In our study 1,400 people were asked to imagine they were given a “magical free pass” that would allow them to say anything they wanted to one person at work—with immunity from any consequences. People’s suppressed concerns ran the gamut from terrifying to disgusting to heartbreaking. The study revealed that keeping these secrets “in the vault” creates problems that can be costly to an organization. In reality secrets are not truly locked away, if you don’t talk it out with the person and resolve it, you’ll act it out in unhealthy ways. And the costs in the long terms can be huge—in a separate study we did, we found that for every major crucial conversation you avoid it can cost your organization up to $1,500 and an 8-hour work day.
Here are a few tips to help address these “vaults:”
- Assume people can change: People change all the time. Do the person the favor of letting them try to change.
- Determine what you really want: Not just for yourself, but also for the other person and for your working relationship. This long-term, inclusive goal can make the conversation constructive, rather than destructive.
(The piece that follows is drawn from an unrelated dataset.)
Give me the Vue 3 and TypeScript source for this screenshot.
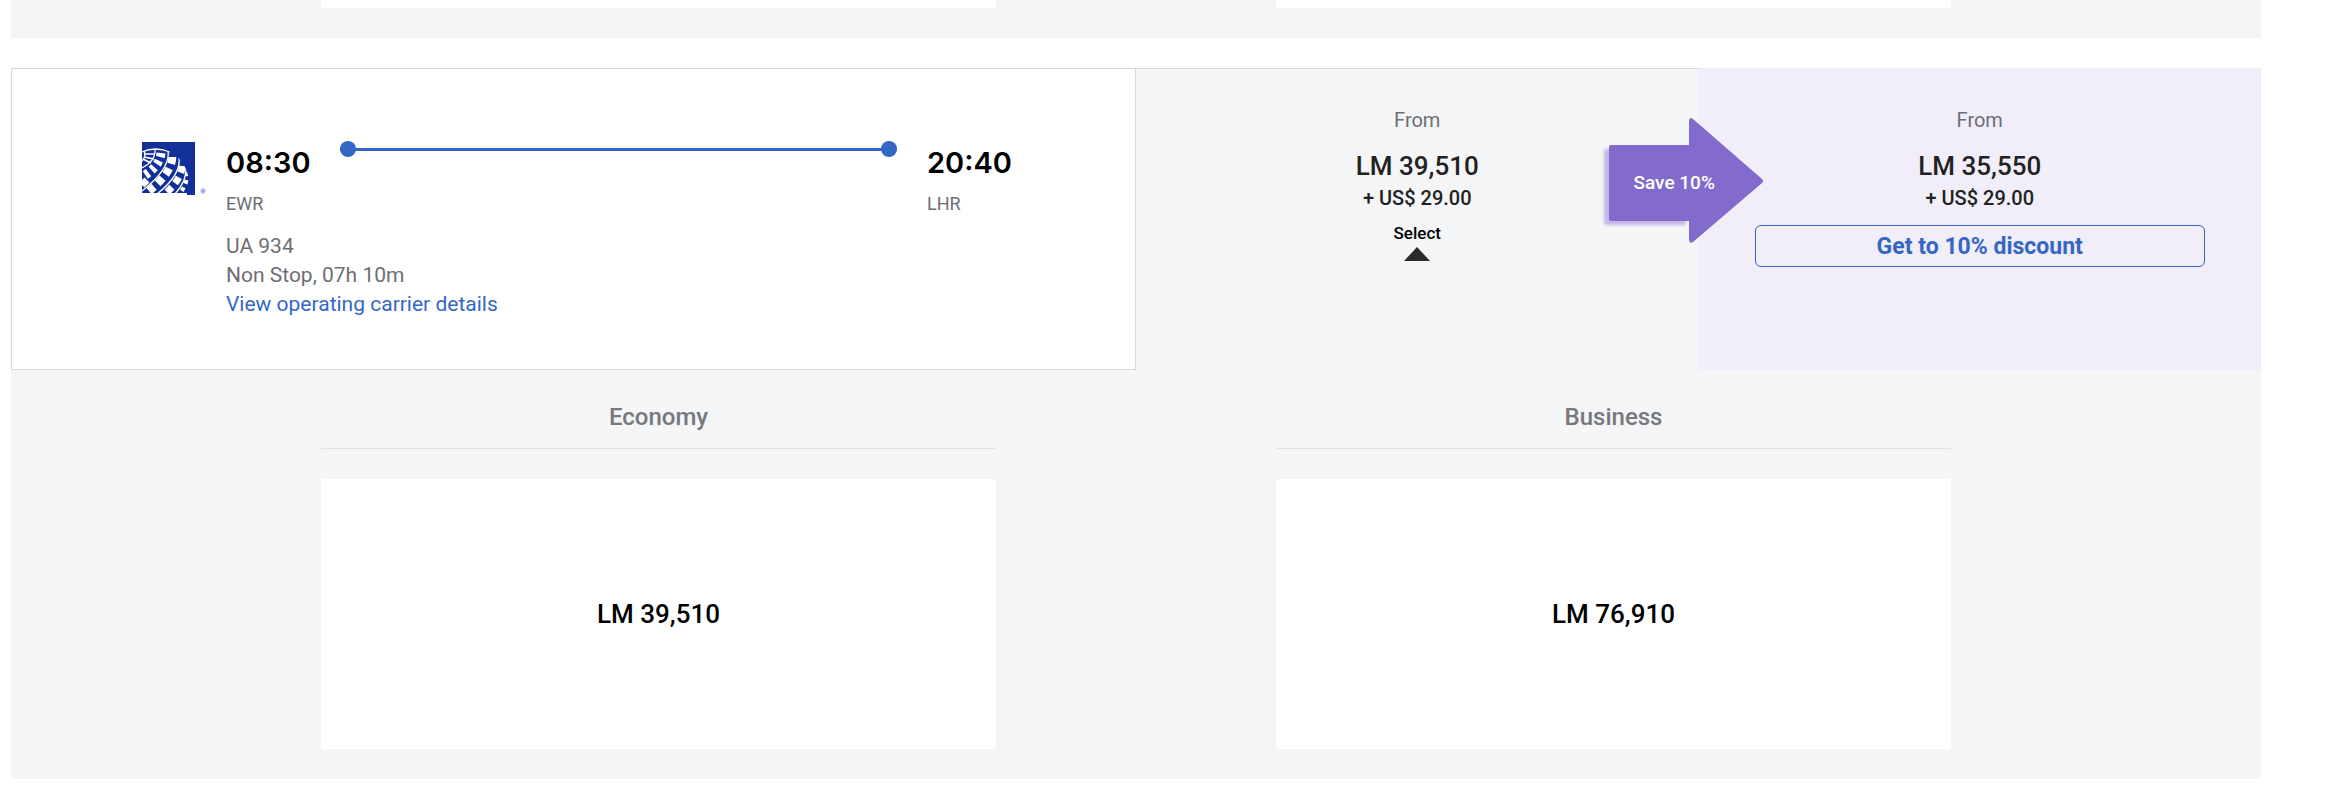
<script setup lang="ts">
interface Cabin {
  name: string
  price: string
}

const flight = {
  departs: '08:30',
  arrives: '20:40',
  from: 'EWR',
  to: 'LHR',
  number: 'UA 934',
  summary: 'Non Stop, 07h 10m',
}

const cabins: Cabin[] = [
  { name: 'Economy', price: 'LM 39,510' },
  { name: 'Business', price: 'LM 76,910' },
]
</script>

<template>
  <main class="results">
    <section class="previous" aria-hidden="true">
      <div class="previous-box"></div>
      <div class="previous-box"></div>
    </section>

    <article class="flight">
      <div class="summary">
        <section class="itinerary">
          <svg class="logo" viewBox="0 0 66 54" role="img" aria-label="United">
            <defs>
              <clipPath id="globe">
                <path d="M0 9 C5 6 11 5 17 6 C34 9 45 22 47 38 V54 H41 L39 51 H0 Z" />
              </clipPath>
            </defs>
            <path d="M0 0 H53 V53 H45 V51 H0 Z" fill="#12309a" />
            <g clip-path="url(#globe)" fill="none" stroke="#fff">
              <g stroke-width="1.3">
                <path d="M0 10 C8 6 19 6 28 10" />
                <path d="M2 9 C4 13 3 16 0 19" />
                <path d="M13 7 C14 15 9 21 0 26" />
                <path d="M26 9 C28 22 18 35 0 49" />
                <path d="M37 15 C39 28 29 41 15 52" />
                <path d="M44 25 C45 35 41 43 33 52" />
              </g>
              <path d="M2 12 H13 M2 15 L12 17 M1 17 L9 21" stroke-width="1.7" />
              <path d="M19 7 C20 19 12 28 0 35" stroke-width="9" stroke-dasharray="4 4" stroke-dashoffset="-4" />
              <path d="M30 12 C32 24 22 37 7 49" stroke-width="8" stroke-dasharray="7 5" stroke-dashoffset="-3" />
              <path d="M0 43 L5 38" stroke-width="7" />
              <path d="M40 19 C42 31 34 42 23 52" stroke-width="7" stroke-dasharray="7 5" stroke-dashoffset="-5" />
              <path d="M45 28 C46 38 43 45 37 53" stroke-width="4" stroke-dasharray="4 4" stroke-dashoffset="-2" />
            </g>
            <g fill="none" stroke="#7f90cd" stroke-width="0.8">
              <circle cx="61" cy="49" r="2.2" />
              <path d="M60.5 50.3 V47.9 H61.5 V49 H60.5 M61.3 49 L62 50.3" />
            </g>
          </svg>

          <div class="stop">
            <time class="clock">{{ flight.departs }}</time>
            <span class="airport">{{ flight.from }}</span>
          </div>
          <div class="route" aria-hidden="true"></div>
          <div class="stop">
            <time class="clock">{{ flight.arrives }}</time>
            <span class="airport">{{ flight.to }}</span>
          </div>

          <div class="details">
            <p>{{ flight.number }}</p>
            <p>{{ flight.summary }}</p>
            <p><a href="#carrier">View operating carrier details</a></p>
          </div>
        </section>

        <section class="fare">
          <span class="from">From</span>
          <strong class="miles">LM 39,510</strong>
          <span class="tax">+ US$ 29.00</span>
          <button class="select" type="button">
            Select
            <svg class="caret" viewBox="0 0 26 14" aria-hidden="true">
              <path d="M13 0 L26 14 H0 Z" fill="#2b2b2b" />
            </svg>
          </button>
        </section>

        <section class="fare discounted">
          <div class="saving">
            <svg class="arrow" viewBox="0 0 166 130" aria-hidden="true">
              <defs>
                <filter id="soft" x="-20%" y="-20%" width="140%" height="140%">
                  <feGaussianBlur stdDeviation="1.5" />
                </filter>
              </defs>
              <rect x="5" y="32" width="82" height="76" rx="2" fill="#c5b6e8" filter="url(#soft)" />
              <path
                d="M12 28 H90 V4 Q90 -0.5 94 2 L163 62 Q165 64 163 66 L94 125 Q90 127 90 123 V104 H12 Q10 104 10 102 V30 Q10 28 12 28 Z"
                fill="#836acd"
              />
            </svg>
            <span class="saving-text">Save 10%</span>
          </div>
          <span class="from">From</span>
          <strong class="miles">LM 35,550</strong>
          <span class="tax">+ US$ 29.00</span>
          <button class="discount" type="button">Get to 10% discount</button>
        </section>
      </div>

      <div class="cabins">
        <section v-for="cabin in cabins" :key="cabin.name" class="cabin">
          <h2>{{ cabin.name }}</h2>
          <div class="cabin-price">{{ cabin.price }}</div>
        </section>
      </div>
    </article>
  </main>
</template>

<style>
body {
  margin: 0;
  background: #fff;
}
</style>

<style scoped>
.results {
  padding: 0 85px 19px 11px;
  font-family: Roboto, "Liberation Sans", sans-serif;
  color: #6d6e74;
}

.previous,
.cabins {
  display: grid;
  grid-template-columns: 310fr 675fr 280fr 675fr 310fr;
  padding-bottom: 30px;
  background: #f3f5f7;
}

.previous > :first-child,
.cabins > :first-child {
  grid-column: 2;
}

.previous > :last-child,
.cabins > :last-child {
  grid-column: 4;
}

.previous-box {
  height: 8px;
  background: #fff;
}

.flight {
  margin-top: 30px;
  background: #f3f5f7;
}

.summary {
  display: grid;
  grid-template-columns: 2fr 1fr 1fr;
}

.itinerary {
  display: grid;
  grid-template-columns: 84px 84px 1fr 84px;
  align-items: start;
  padding: 72px 124px 50px 130px;
  border: 1px solid #d9d9d9;
  background: #fff;
}

.logo {
  width: 66px;
  height: 54px;
  margin-top: 1px;
}

.stop {
  display: flex;
  flex-direction: column;
  gap: 11px;
  padding-top: 4px;
}

.clock {
  font: 600 29px/36px Inter, sans-serif;
  color: #000;
}

.airport {
  font-size: 18px;
  line-height: 24px;
}

.route {
  display: flex;
  align-items: center;
  justify-content: space-between;
  height: 16px;
  margin: 0 30px;
  background: linear-gradient(#3467c5, #3467c5) center / 100% 3px no-repeat;
}

.route::before,
.route::after {
  content: "";
  width: 16px;
  height: 16px;
  border-radius: 50%;
  background: #3467c5;
}

.details {
  grid-column: 2 / -1;
  margin-top: 16px;
  font-size: 21px;
  line-height: 29px;
}

.details p {
  margin: 0;
}

.details a {
  color: #3467c5;
  text-decoration: none;
}

.fare {
  display: flex;
  flex-direction: column;
  align-items: center;
  padding-top: 39px;
  border-top: 1px solid #d9d9d9;
}

.discounted {
  position: relative;
  border-top-color: #f1edf9;
  background: #f1edf9;
}

.from {
  font-size: 20px;
  line-height: 24px;
}

.miles {
  margin-top: 18px;
  font-size: 26px;
  font-weight: 500;
  line-height: 32px;
  color: #222;
}

.tax {
  font-size: 20px;
  font-weight: 500;
  line-height: 32px;
  color: #222;
}

button {
  font-family: inherit;
  cursor: pointer;
}

.select {
  display: flex;
  flex-direction: column;
  align-items: center;
  gap: 5px;
  margin-top: 10px;
  padding: 0;
  border: 0;
  background: none;
  font-size: 17px;
  font-weight: 500;
  line-height: 18px;
  color: #000;
}

.caret {
  width: 26px;
  height: 14px;
}

.discount {
  width: 80%;
  height: 42px;
  margin-top: 11px;
  padding: 2px 0 0;
  border: 1px solid #3467c5;
  border-radius: 6px;
  background: none;
  font-size: 23px;
  font-weight: 700;
  line-height: 30px;
  color: #3467c5;
}

.saving {
  position: absolute;
  top: 48px;
  left: -100px;
  display: grid;
  align-items: center;
  width: 166px;
  height: 130px;
}

.arrow,
.saving-text {
  grid-area: 1 / 1;
}

.saving-text {
  padding: 2px 0 0 35px;
  font-size: 19px;
  font-weight: 500;
  line-height: 24px;
  color: #fff;
}

.cabins {
  padding-top: 31px;
}

h2 {
  margin: 0 0 30px;
  padding-bottom: 15px;
  border-bottom: 1px solid #e1e2e5;
  font-size: 24px;
  font-weight: 500;
  line-height: 32px;
  text-align: center;
  color: #77787c;
}

.cabin-price {
  display: flex;
  align-items: center;
  justify-content: center;
  height: 270px;
  background: #fff;
  font-size: 26px;
  font-weight: 500;
  line-height: 32px;
  color: #000;
}
</style>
- Approach as a Friend, not a Foe: Explain your positive motives up front. For example, “I’d like to discuss a concern. My goal is to support you and to help us achieve the metrics you’ve set for our team…”
- Stick to the facts: Avoid broad conclusions such as, “you don’t care” or “you’re incompetent.” Instead, focus on specific incidents, events, and actions such as, “The last three staffing decisions were made without input from the managers in the affected areas.”